YOUR TASK:
Find how many lines in the material hold the word "React", then state that number and nothing more.

STORED DATA:
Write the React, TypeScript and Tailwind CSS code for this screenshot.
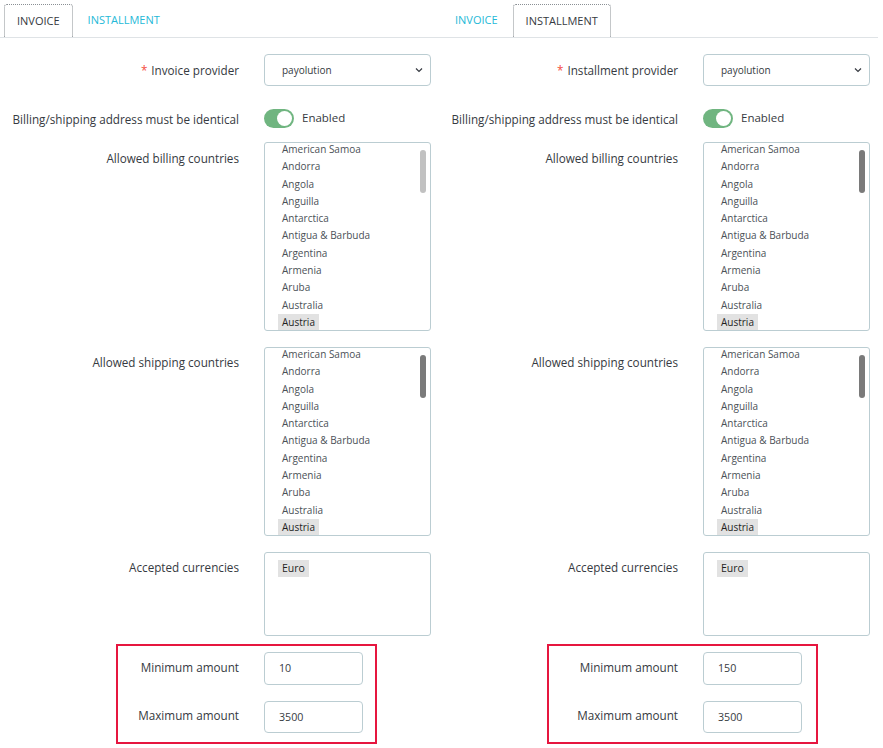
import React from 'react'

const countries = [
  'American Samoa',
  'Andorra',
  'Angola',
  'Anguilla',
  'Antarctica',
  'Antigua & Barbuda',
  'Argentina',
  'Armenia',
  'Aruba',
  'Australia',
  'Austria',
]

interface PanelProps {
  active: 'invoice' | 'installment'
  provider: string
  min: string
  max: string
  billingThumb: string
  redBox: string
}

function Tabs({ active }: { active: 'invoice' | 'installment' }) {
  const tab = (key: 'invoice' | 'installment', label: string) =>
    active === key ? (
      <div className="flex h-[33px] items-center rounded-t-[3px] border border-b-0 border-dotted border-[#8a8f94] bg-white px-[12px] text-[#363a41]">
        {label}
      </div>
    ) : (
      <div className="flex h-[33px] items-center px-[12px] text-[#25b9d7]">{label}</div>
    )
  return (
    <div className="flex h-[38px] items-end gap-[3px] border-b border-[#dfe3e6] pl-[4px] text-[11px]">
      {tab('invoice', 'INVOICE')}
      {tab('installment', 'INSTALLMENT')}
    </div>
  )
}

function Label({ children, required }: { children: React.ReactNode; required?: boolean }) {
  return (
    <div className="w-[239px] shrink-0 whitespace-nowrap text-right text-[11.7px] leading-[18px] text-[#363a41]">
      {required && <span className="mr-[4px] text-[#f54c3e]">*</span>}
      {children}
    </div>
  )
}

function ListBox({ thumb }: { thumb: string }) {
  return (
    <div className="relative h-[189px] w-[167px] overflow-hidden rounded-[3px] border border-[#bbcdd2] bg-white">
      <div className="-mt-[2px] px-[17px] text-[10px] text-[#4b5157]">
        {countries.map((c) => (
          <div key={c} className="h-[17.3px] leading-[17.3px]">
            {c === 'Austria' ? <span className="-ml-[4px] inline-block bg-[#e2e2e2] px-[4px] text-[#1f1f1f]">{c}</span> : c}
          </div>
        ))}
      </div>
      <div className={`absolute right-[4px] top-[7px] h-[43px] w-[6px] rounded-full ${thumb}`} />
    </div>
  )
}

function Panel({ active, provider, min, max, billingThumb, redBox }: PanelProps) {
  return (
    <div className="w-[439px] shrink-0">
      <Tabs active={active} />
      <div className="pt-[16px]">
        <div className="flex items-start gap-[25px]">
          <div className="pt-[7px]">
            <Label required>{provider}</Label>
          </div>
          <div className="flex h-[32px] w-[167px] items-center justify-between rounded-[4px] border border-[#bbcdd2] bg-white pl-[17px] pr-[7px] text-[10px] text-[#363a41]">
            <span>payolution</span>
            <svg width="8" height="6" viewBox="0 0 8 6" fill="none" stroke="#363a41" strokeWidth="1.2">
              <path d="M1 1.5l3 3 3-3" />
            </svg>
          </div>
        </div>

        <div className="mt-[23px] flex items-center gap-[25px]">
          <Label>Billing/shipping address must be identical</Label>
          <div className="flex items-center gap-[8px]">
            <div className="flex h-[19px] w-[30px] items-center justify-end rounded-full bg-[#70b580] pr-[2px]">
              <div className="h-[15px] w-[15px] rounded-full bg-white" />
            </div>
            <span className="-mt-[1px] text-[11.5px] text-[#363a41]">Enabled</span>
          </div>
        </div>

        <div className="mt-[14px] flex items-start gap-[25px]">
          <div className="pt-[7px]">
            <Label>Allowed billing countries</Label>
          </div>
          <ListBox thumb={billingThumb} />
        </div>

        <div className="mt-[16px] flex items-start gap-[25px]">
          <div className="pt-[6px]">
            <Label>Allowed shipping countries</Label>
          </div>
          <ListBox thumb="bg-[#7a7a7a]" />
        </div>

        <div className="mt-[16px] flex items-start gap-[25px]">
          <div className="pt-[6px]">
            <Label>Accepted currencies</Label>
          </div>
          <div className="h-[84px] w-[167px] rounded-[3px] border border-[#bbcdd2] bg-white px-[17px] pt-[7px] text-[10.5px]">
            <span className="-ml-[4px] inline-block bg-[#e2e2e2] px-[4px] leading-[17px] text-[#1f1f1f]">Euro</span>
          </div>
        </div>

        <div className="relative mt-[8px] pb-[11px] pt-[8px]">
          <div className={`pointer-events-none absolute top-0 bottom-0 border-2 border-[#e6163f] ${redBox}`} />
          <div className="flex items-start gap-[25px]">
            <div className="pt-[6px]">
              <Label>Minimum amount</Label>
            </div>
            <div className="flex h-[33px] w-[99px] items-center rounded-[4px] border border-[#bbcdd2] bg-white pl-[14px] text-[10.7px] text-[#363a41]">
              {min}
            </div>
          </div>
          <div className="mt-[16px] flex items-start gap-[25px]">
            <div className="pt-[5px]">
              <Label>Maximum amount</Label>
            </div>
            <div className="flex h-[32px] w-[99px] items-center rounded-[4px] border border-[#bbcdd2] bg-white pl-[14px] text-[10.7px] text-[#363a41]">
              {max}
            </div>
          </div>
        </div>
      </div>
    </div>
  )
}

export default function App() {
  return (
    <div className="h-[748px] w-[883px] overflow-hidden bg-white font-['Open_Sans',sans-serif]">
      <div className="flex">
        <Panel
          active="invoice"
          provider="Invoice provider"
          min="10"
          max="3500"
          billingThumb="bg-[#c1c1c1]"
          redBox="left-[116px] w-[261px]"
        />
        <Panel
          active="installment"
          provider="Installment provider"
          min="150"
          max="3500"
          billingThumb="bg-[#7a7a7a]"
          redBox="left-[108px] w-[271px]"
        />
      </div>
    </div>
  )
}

RESULT OF THE TASK:
3